There is a time for everything,
and a season for every activity under heaven:
… a time to mourn …
ECCLESIASTES 3:1,4



When I look back on my life – discovering who I am has been an ever-evolving journey for me. I believe that I am not alone – in fact, I know that while we may be on different paths and experience different life changing events – many of us find ourselves on the same quest.



It is my desire over the next several weeks for me to share this journey of mine. I have evolved from a son and a brother to a husband and father. And I have been a student and an athlete – first an amateur and then a professional. I have loved, accepted and transitioned with every new identity. (Well maybe not the student identity so much!) But my first major identity crisis – asking God who am I now – came when I lost my arm to cancer.



Battling cancer is hard enough but for many survivors – and I am one – cancer leaves us with an even tougher battle to fight. That battle has to do with our identity. When the storm of cancer sweeps into our lives the landscape can change dramatically. Everything familiar may be wiped away or changed beyond recognition. We may have lost the relationships, skills, and resources that have been an essential part of who we are and have given us a sense of joy and purpose in living. So some of us journey out of cancer as very different people.



When I lost my arm – I lost my career, my position and my sense of identity. All I had ever done career wise was play baseball. Who was I if I was not a pro baseball player? It was a long, painful and difficult journey to identify the real Dave Dravecky.



But for me the journey did not begin right away. Part of the reason was because I did not take the time to mourn the loss of my arm – that would have been the emotionally healthy step to take. But oh no – not me! Instead, I had a cavalier attitude about it. Before the amputation, I jokingly waved my left arm in the air – pretending that it was saying goodbye. After the amputation, I thrust myself into travel and speaking to prove that I could overcome this loss.



The truth was I did not want to face the pain and the reality of the loss and the fact that I was a changed person. The questions of who I was and where do I go from here – could not be held at bay any longer. Jan continued to say to me …

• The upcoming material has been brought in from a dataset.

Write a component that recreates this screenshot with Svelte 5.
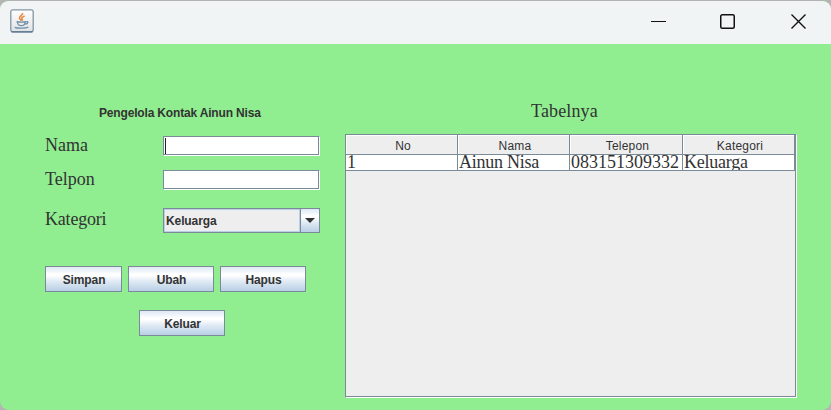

The only way to heal from the pain of losses suffered
is to go through the pain.
There is no way around it.
You can stuff it – you can dodge it.
But eventually, you will have to face it.



When I started to take the first step by asking those questions instead of ignoring them, I was surprised to discover that so much of my identity was wrapped up in that arm and what it was capable of doing. My arm had brought me joy, worth, status and had provided a wonderful lifestyle. I had lost all of these when I lost my arm. Until I came face to face with the personal losses that came with the physical loss of my arm – I was awash in a storm of denial and depression.



If I have learned anything through the loss of my arm it is that ignoring the loss and not taking the time to mourn that loss was a huge boulder on my path to discovering who I truly was. So step one for me was to remove that boulder by honestly facing my pain and loss and then moving on with God.



Oswald Chambers wrote in My Utmost for His Highest …



“Beware of harking back to what you once were when God wants you to be something you’ve never been.”



If we allow God to work through our losses He will always teach us something that will bring us closer to Him and make us more like Him. And that is anything but loss. It is incredible how much we gain through our losses.